Last night, on one of the UK TV channels, a new three-part drama was broadcast called, 'Occupation' which deals with the lives of several fictitious British soldiers in Iraq and their families during the years following 2003. Iraqis feature as background fauna except where they rise to being love-interest (as in 'white man attempts to rescue educated brown woman from nasty fanatical brown men, only to find that it is a fruitless mission'). Technically, it is very well-written and the acting was superb. It is posing as a critique of government policies in relation to the invasion, destruction and occupation of Iraq.
However, while appreciating the drama and the sentiment, several matters occur to me:
1) Powerful elites of white - or 'Honorary White' artists and journalists seem to monopolise all sides of the argument in the public space of the West. [Btw, I use the term, 'white' here politically rather than cod-anthropologically, as (though the West remains conveniently ignorant of this) there are many people in Iran, Afghanistan and even Pakistan who could be described as, white.] They get paid large commissions, get given prizes and their careers are made, for writing, directing, etc. big anti-war productions which become, when exported, exemplars of British culture (wave the flag!) and the whole exercise begins to assume the aspects of an farcical opera of apologetics.
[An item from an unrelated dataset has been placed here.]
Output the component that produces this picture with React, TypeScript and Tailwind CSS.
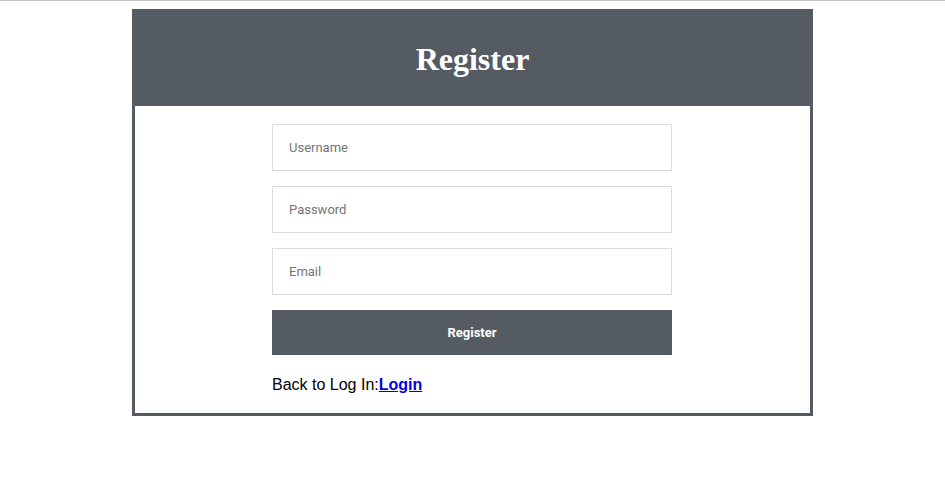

They just drop a trendy (on the stage, on the page as in couture, after the war, there comes the fashion!) narrative line into the pot and hey presto, they're a (rich) saint! Meanwhile, the voices of the subaltern are brushed to one side, not reported, ignored, because truth
can come only from a white mouth.
2) There is an element of confession, catharsis and redemption in all of this, I mean as a society. I do not think this is always appropriate. There is no redemption or salvation for killing two million people.
3) I would like to see Iraqi writers, directors, casts, etc. - those living in Iraq - given commissions and full editorial control to make dramas about this issue aimed at everyone, not jsut at audiences in the West. But then, of course, everything is tainted, as the money would come from the same West which undertook the destruction in the first place, so it would have to be 'Middle Eastern' money. This is why Iran's film industry is so powerful - artistically - it is independent of Western formal cliche. Usually, people like us are hauled on to write about such things as, 'Lolita in Peshawar', or the 'Kite Runner/ Bookseller/ Bicycle-Rider of Kandahar'.
4) I have real problems with anything about any of this type of thing being converted - sublimated - into 'entertainment'.